There is nothing quite like losing oneself in one of The Big London Museums on a dark, wet May afternoon. And the V&A is one of the best to lose oneself in because it’s so full of twists and turns and dark Victorian corners filled with dark Victorian delights. Even better are the exhibitions – at the moment Surrealism and Kylie (complete with a costume by our own Johnny Rocket) are selling out, but I wasn’t there for either of these big-hitters.

James “Athenian” Stuart may not trip off the tongue the way that contemporaries such as Robert Adam, Josiah Wedgewood and John Soane might, but his pioneering work in bringing neo-classicism to late 18th-century Britain is extraordinary and, along with all his great country piles and elegant townhouses, he found time to beautify Greenwich for us. It’s taken over 200 years to create him a major exhibition, but at least now the V&A has done the right thing.

Born in London the son of a Scottish sailor, Stuart was not from wealthy stock. Things got worse when his father died and the family was plunged into poverty.

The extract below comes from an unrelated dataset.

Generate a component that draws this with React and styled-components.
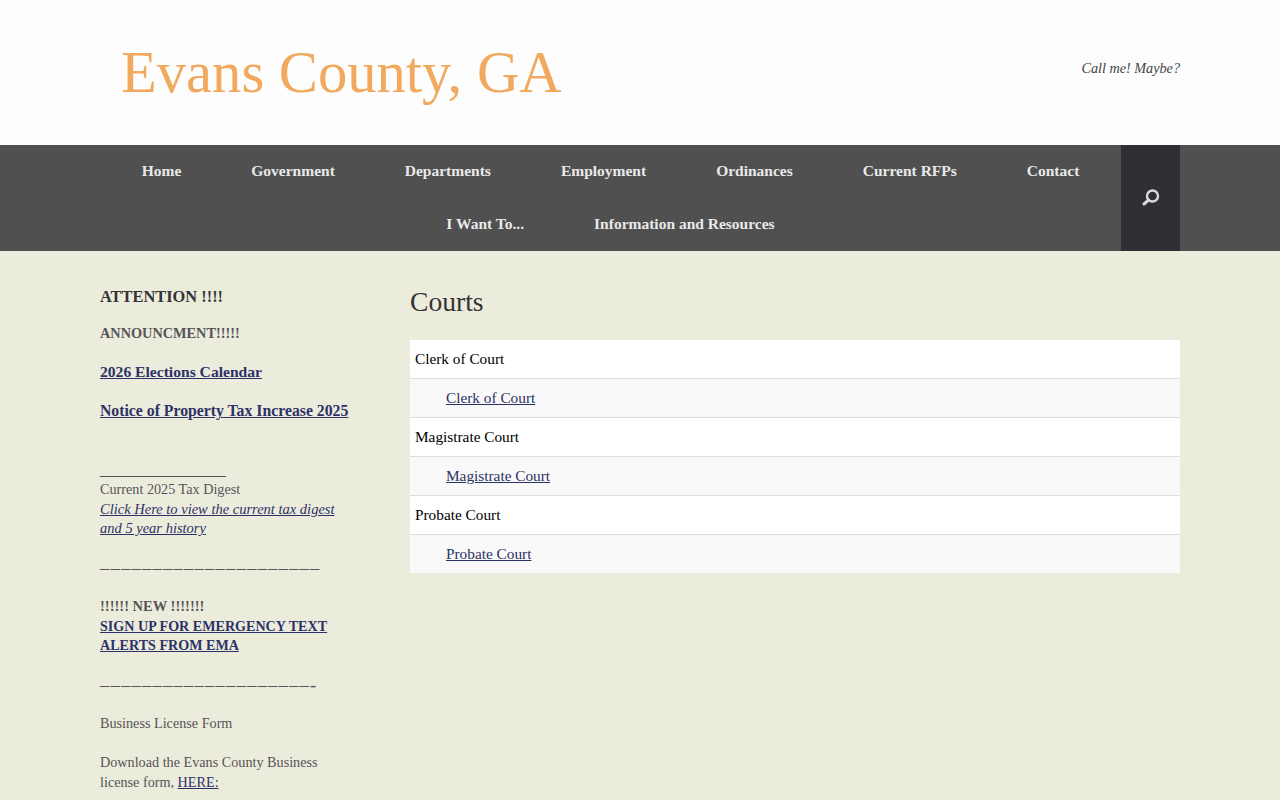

He was apprenticed to a fan painter (I wonder if there are any of his efforts in the museum in Crooms Hill…?) but he longed for adventure. He decided to walk to Italy to learn about culture and architecture, antiquity and style. This was, after all, the beginning of the age of The Grand Tour. To start with he supported himself as an itinerant fan-painter (how much more romantic than working in the Rome branch of McDonald’s during your gap-year, eh?)

James was doing okay in Italy, picking up the odd wealthy sponsor and portrait commission, but he craved more. He and his mate Nicholas Revett hitched down to Greece to really find out about the ancients and this was when James and Nick’s Excellent Adventure began…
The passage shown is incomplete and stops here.